┌────────
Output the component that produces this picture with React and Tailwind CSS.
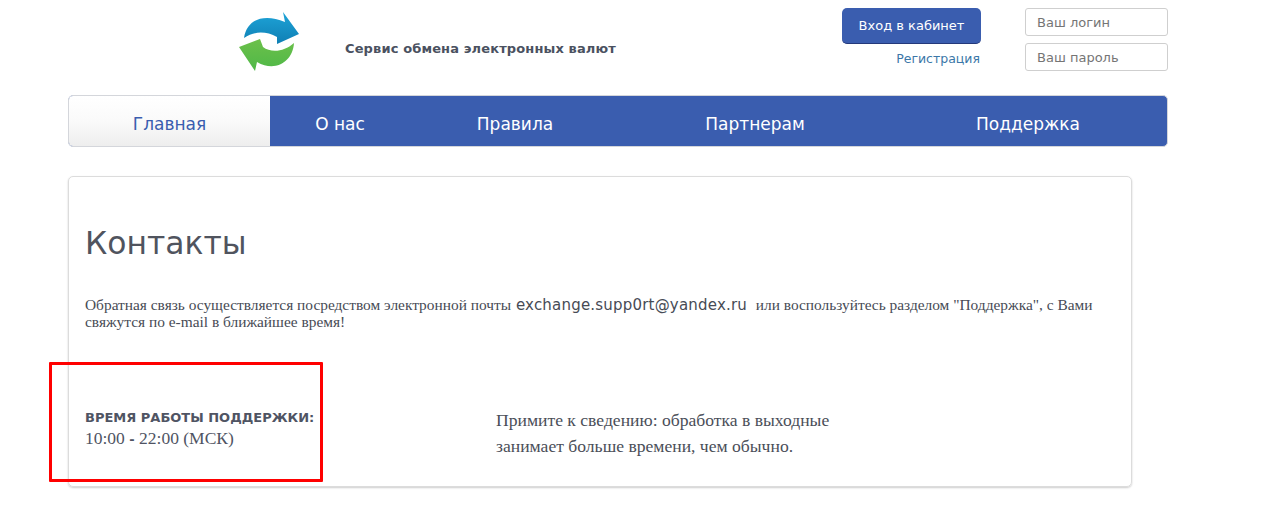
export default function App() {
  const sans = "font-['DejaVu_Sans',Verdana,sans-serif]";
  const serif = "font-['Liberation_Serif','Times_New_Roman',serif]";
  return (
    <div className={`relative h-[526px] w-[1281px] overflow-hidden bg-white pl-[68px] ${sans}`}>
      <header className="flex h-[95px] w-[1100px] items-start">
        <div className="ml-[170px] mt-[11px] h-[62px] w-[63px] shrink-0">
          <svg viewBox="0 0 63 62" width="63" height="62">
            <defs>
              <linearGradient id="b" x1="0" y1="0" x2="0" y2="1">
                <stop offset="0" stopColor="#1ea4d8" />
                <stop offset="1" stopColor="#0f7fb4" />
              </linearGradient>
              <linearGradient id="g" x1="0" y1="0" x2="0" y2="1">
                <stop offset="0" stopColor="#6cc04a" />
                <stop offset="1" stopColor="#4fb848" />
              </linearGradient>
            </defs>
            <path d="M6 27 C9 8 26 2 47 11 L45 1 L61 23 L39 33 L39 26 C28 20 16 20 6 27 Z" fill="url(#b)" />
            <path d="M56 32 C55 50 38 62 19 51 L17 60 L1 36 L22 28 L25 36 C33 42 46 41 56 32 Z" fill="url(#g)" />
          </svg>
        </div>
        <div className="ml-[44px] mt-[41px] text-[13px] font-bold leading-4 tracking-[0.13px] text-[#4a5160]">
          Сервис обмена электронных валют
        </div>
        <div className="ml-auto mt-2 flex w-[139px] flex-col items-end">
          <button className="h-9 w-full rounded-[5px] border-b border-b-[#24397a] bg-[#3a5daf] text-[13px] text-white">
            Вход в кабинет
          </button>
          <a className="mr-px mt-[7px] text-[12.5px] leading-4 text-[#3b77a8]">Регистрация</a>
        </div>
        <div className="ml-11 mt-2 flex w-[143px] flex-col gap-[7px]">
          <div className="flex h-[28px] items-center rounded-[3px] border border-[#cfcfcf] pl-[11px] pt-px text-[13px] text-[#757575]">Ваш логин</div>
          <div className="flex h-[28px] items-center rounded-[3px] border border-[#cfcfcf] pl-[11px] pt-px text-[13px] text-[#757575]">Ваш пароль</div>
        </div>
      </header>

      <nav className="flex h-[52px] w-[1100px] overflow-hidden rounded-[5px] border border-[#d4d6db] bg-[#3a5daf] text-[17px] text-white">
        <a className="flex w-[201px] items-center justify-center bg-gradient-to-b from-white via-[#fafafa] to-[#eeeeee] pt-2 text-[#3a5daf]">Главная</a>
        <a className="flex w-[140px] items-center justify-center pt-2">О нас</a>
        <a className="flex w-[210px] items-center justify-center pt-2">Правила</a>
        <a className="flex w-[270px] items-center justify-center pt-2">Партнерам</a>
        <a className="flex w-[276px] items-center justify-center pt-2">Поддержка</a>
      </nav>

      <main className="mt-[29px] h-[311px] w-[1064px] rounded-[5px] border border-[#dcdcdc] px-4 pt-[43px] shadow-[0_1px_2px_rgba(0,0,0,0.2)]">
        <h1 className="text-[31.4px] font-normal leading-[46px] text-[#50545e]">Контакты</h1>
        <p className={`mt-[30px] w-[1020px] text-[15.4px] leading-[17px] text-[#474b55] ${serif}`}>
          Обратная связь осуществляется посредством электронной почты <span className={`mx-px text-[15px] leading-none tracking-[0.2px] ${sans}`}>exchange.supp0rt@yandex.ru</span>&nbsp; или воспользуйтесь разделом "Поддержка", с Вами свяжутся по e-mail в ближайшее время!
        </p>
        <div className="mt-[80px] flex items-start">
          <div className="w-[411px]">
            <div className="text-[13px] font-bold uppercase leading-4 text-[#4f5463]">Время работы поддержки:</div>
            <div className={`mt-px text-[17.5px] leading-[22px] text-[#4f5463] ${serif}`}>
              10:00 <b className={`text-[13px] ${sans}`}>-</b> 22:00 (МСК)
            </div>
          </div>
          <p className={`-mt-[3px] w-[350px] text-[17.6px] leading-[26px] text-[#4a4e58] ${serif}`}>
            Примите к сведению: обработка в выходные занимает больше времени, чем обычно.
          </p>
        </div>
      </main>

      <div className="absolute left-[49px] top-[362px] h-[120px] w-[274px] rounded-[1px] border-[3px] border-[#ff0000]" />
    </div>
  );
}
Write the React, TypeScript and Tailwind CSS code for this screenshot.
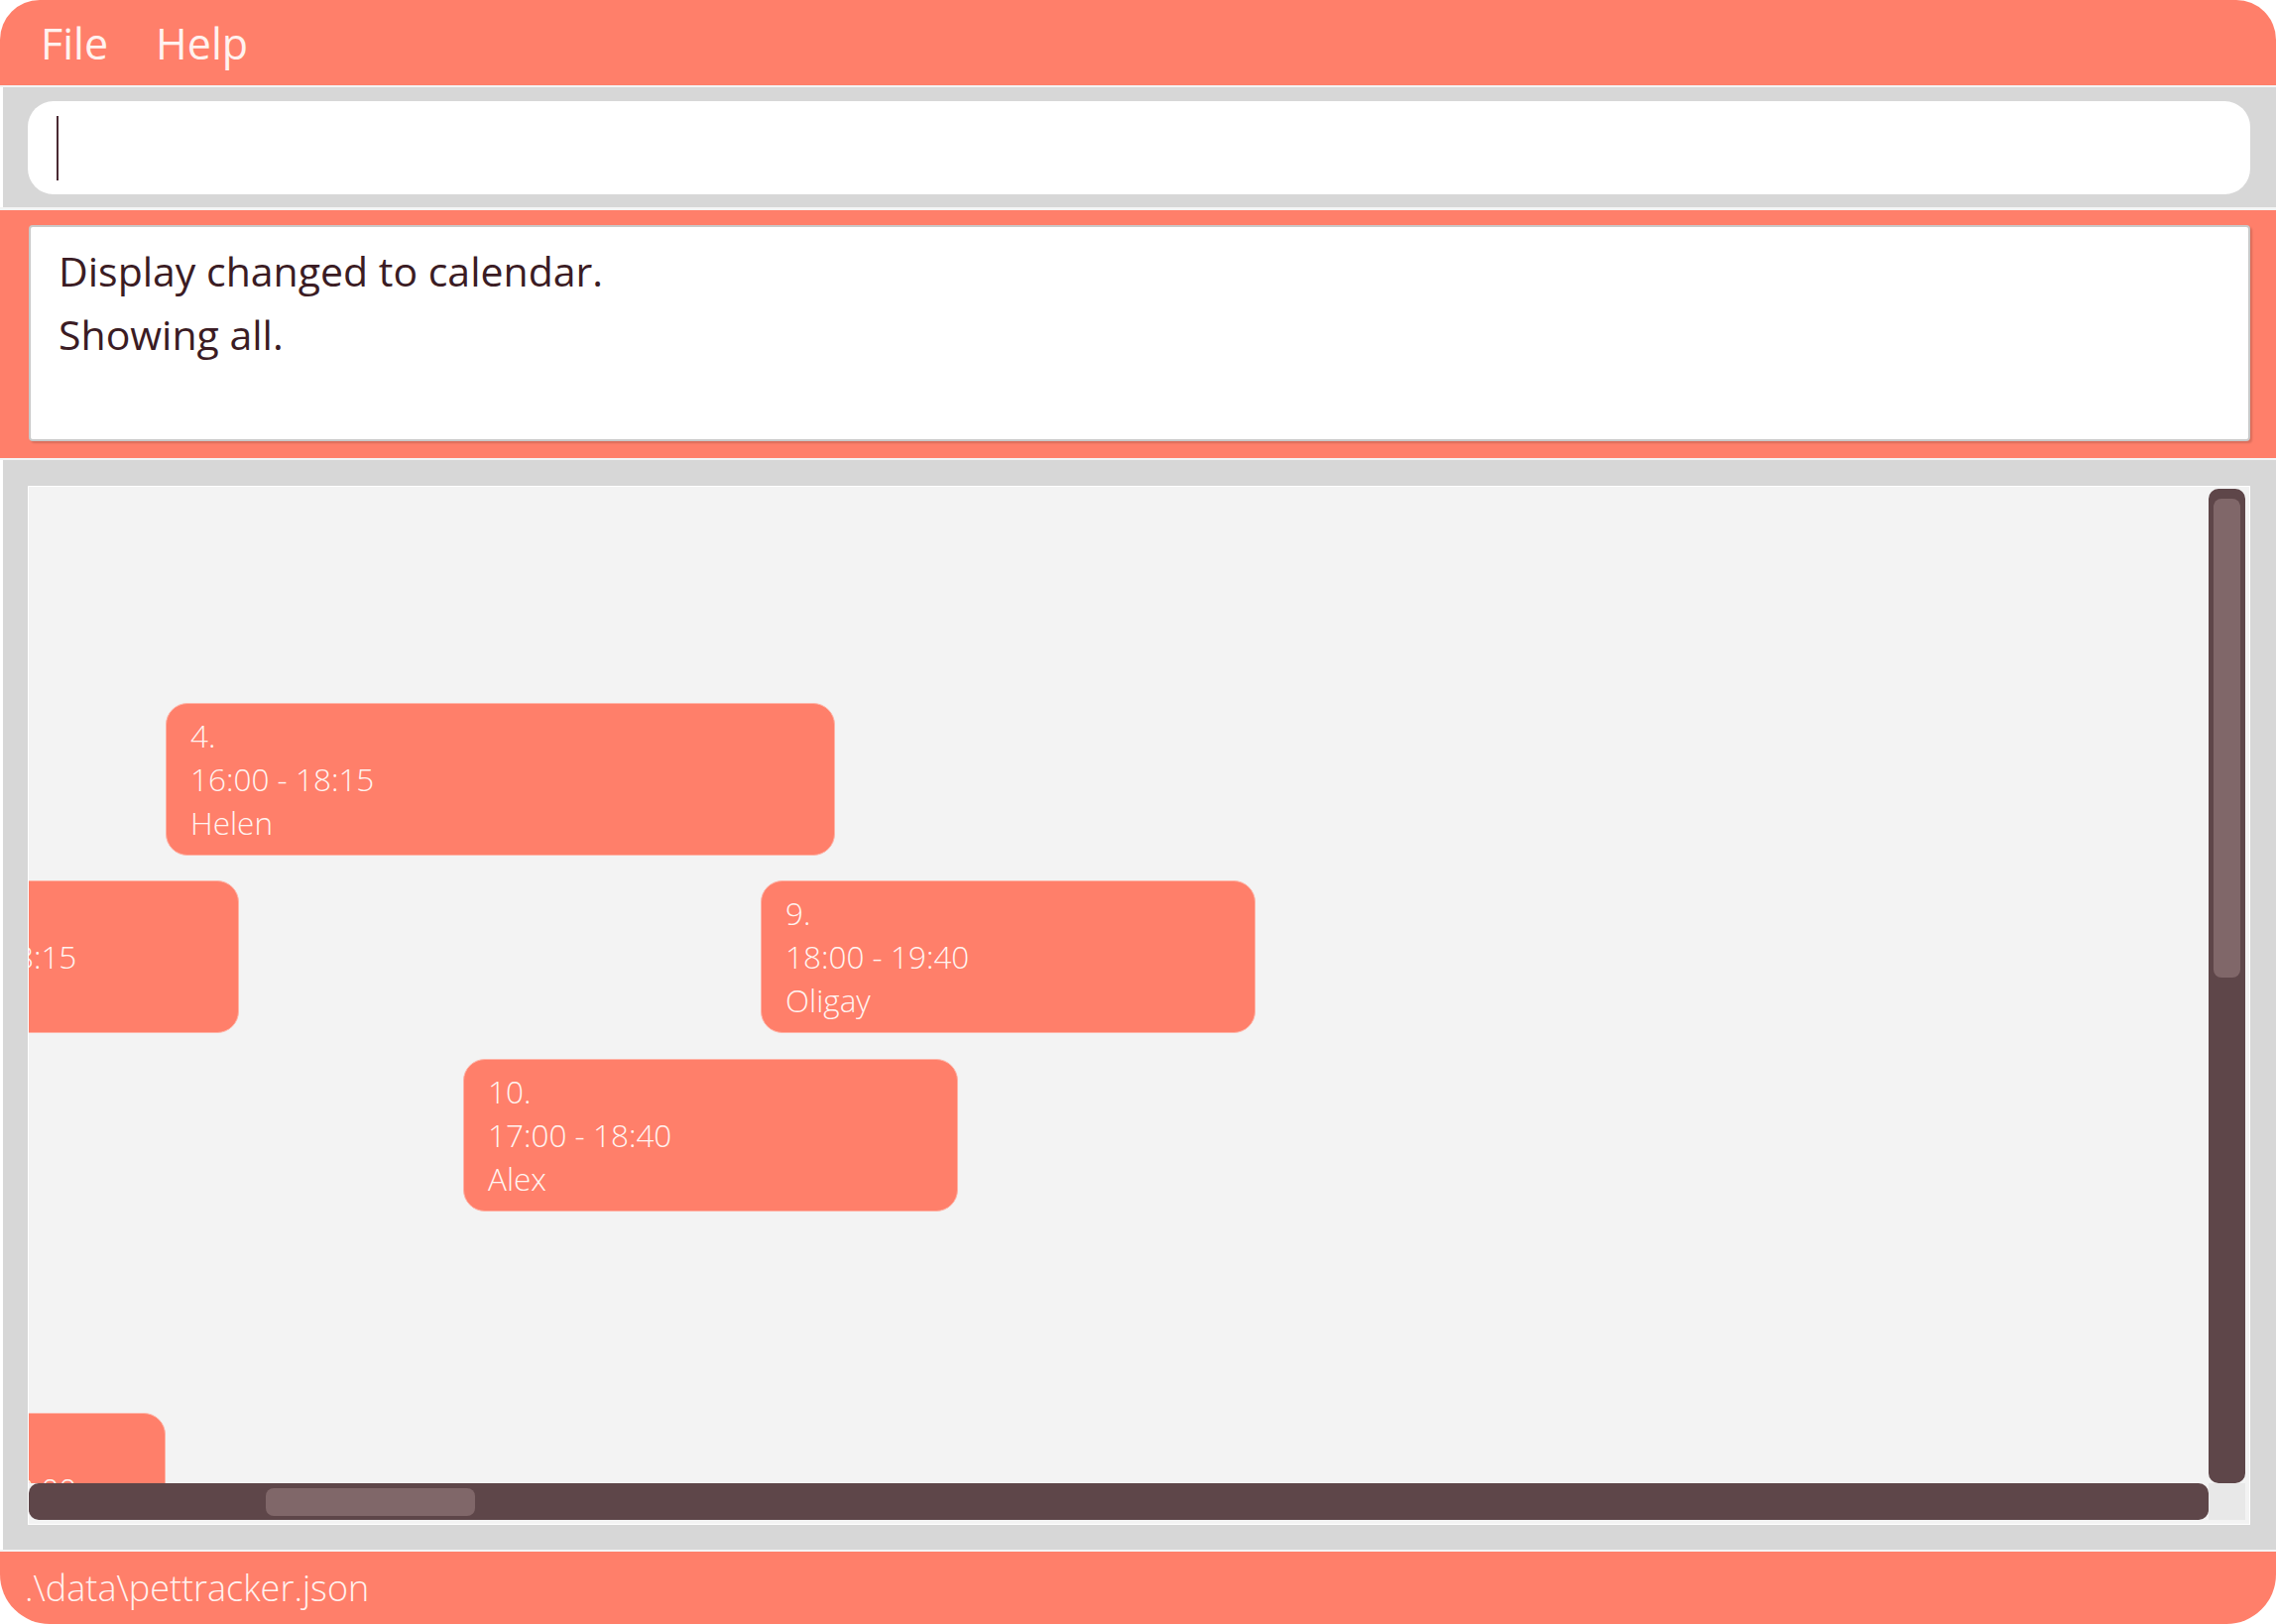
└────────
» **DIRECTIONS**:
Every record above should be written out again exactly; the pictures stay out of the copy.

» **IN RESPONSE**:
Output the component that produces this picture with React and Tailwind CSS.
export default function App() {
  const sans = "font-['DejaVu_Sans',Verdana,sans-serif]";
  const serif = "font-['Liberation_Serif','Times_New_Roman',serif]";
  return (
    <div className={`relative h-[526px] w-[1281px] overflow-hidden bg-white pl-[68px] ${sans}`}>
      <header className="flex h-[95px] w-[1100px] items-start">
        <div className="ml-[170px] mt-[11px] h-[62px] w-[63px] shrink-0">
          <svg viewBox="0 0 63 62" width="63" height="62">
            <defs>
              <linearGradient id="b" x1="0" y1="0" x2="0" y2="1">
                <stop offset="0" stopColor="#1ea4d8" />
                <stop offset="1" stopColor="#0f7fb4" />
              </linearGradient>
              <linearGradient id="g" x1="0" y1="0" x2="0" y2="1">
                <stop offset="0" stopColor="#6cc04a" />
                <stop offset="1" stopColor="#4fb848" />
              </linearGradient>
            </defs>
            <path d="M6 27 C9 8 26 2 47 11 L45 1 L61 23 L39 33 L39 26 C28 20 16 20 6 27 Z" fill="url(#b)" />
            <path d="M56 32 C55 50 38 62 19 51 L17 60 L1 36 L22 28 L25 36 C33 42 46 41 56 32 Z" fill="url(#g)" />
          </svg>
        </div>
        <div className="ml-[44px] mt-[41px] text-[13px] font-bold leading-4 tracking-[0.13px] text-[#4a5160]">
          Сервис обмена электронных валют
        </div>
        <div className="ml-auto mt-2 flex w-[139px] flex-col items-end">
          <button className="h-9 w-full rounded-[5px] border-b border-b-[#24397a] bg-[#3a5daf] text-[13px] text-white">
            Вход в кабинет
          </button>
          <a className="mr-px mt-[7px] text-[12.5px] leading-4 text-[#3b77a8]">Регистрация</a>
        </div>
        <div className="ml-11 mt-2 flex w-[143px] flex-col gap-[7px]">
          <div className="flex h-[28px] items-center rounded-[3px] border border-[#cfcfcf] pl-[11px] pt-px text-[13px] text-[#757575]">Ваш логин</div>
          <div className="flex h-[28px] items-center rounded-[3px] border border-[#cfcfcf] pl-[11px] pt-px text-[13px] text-[#757575]">Ваш пароль</div>
        </div>
      </header>

      <nav className="flex h-[52px] w-[1100px] overflow-hidden rounded-[5px] border border-[#d4d6db] bg-[#3a5daf] text-[17px] text-white">
        <a className="flex w-[201px] items-center justify-center bg-gradient-to-b from-white via-[#fafafa] to-[#eeeeee] pt-2 text-[#3a5daf]">Главная</a>
        <a className="flex w-[140px] items-center justify-center pt-2">О нас</a>
        <a className="flex w-[210px] items-center justify-center pt-2">Правила</a>
        <a className="flex w-[270px] items-center justify-center pt-2">Партнерам</a>
        <a className="flex w-[276px] items-center justify-center pt-2">Поддержка</a>
      </nav>

      <main className="mt-[29px] h-[311px] w-[1064px] rounded-[5px] border border-[#dcdcdc] px-4 pt-[43px] shadow-[0_1px_2px_rgba(0,0,0,0.2)]">
        <h1 className="text-[31.4px] font-normal leading-[46px] text-[#50545e]">Контакты</h1>
        <p className={`mt-[30px] w-[1020px] text-[15.4px] leading-[17px] text-[#474b55] ${serif}`}>
          Обратная связь осуществляется посредством электронной почты <span className={`mx-px text-[15px] leading-none tracking-[0.2px] ${sans}`}>exchange.supp0rt@yandex.ru</span>&nbsp; или воспользуйтесь разделом "Поддержка", с Вами свяжутся по e-mail в ближайшее время!
        </p>
        <div className="mt-[80px] flex items-start">
          <div className="w-[411px]">
            <div className="text-[13px] font-bold uppercase leading-4 text-[#4f5463]">Время работы поддержки:</div>
            <div className={`mt-px text-[17.5px] leading-[22px] text-[#4f5463] ${serif}`}>
              10:00 <b className={`text-[13px] ${sans}`}>-</b> 22:00 (МСК)
            </div>
          </div>
          <p className={`-mt-[3px] w-[350px] text-[17.6px] leading-[26px] text-[#4a4e58] ${serif}`}>
            Примите к сведению: обработка в выходные занимает больше времени, чем обычно.
          </p>
        </div>
      </main>

      <div className="absolute left-[49px] top-[362px] h-[120px] w-[274px] rounded-[1px] border-[3px] border-[#ff0000]" />
    </div>
  );
}
Write the React, TypeScript and Tailwind CSS code for this screenshot.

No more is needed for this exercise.